There’s been a whole lot of talk lately about diversifying the landscape in Hollywood. Last year The New York Times published a sprawling article about the challenges facing female filmmakers in Hollywood, and just last week they ran another large collection of interviews detailing what it’s like to work in the industry if you’re not a straight white man. (The short answer: deeply frustrating.)


But amidst all the talk and calls for action, fledgling cable network WGN America is putting its money where its proverbial mouth is. On the heels of its atomic bomb drama Manhattan sadly getting the ax after two seasons, WGN announced it has ordered a pilot based on the comic series Scalped, a title from DC Comics’ Vertigo imprint. Scalped is set on a fictional Oglala Lakota reservation and follows Dashiell “Dash” Bad Horse as he returns home after a 15-year absence to find “The Rez” sitting in the shadow of a brand new casino and overrun by drugs and organized crime. In SlashFilm’s report on the pilot, they compared the series to The Wire, and described the primary antagonist, Chief Lincoln Red Crow, as “especially fascinating” and “one of the most complicated and sympathetic comic book villains ever conceived.”

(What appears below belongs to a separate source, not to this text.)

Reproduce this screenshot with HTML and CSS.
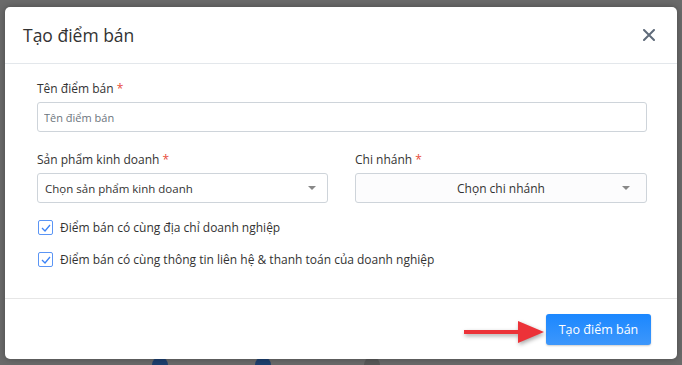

A network optioning a comic book property is hardly news these days, but WGN is, according to The Hollywood Reporter, “eyeing an all Native American cast” for the show. This report also comes two days before the network debuts Underground, a Civil War-era drama about slaves who escaped imprisonment through the Underground Railroad. Featuring a mostly black cast, the series was co-produced, co-created, and co-written by Misha Green. Green has built up her credentials on shows like Sons of Anarchy, Helix, and Heroes, and she is also a black woman, which feels a hell of a lot more appropriate than rounding up the usual suspect pool of white dudes in button-downs to tell the epic saga of slaves fleeing plantations for freedom. Underground also has John Legend on board as an executive producer and Anthony Hemingway (Shameless, American Crime Story, tons of other shows) to direct.

WGN is in a special kind of position. Scalped would be only the network’s fifth original series—a pilot for a potential sixth, based on novel Roadside Picnic, has also been ordered—which means it isn’t combating years of established programming bias to put minorities in front of and behind the camera. It’s easier to establish good habits than break bad ones, and so far the network has established itself as a home for programming about women and people of color. After all, WGN’s flagship show, Salem, is about a coven of witches in 17th-century Massachusetts.

With the cancellation of Manhattan, which was critically acclaimed even if it never found its audience, that leaves WGN with Salem as the only time-tested show on the network’s lineup. It’s pretty hard to compete in a crowded cable landscape with only one hit, but if Underground and, down the line, Scalped can catch on, WGN will have an exemplary little programming lineup that matches the rhetoric of change we’ve heard coming out of Hollywood recently. The Oscars might be “so white,” but that doesn’t mean the Emmys have to be, too.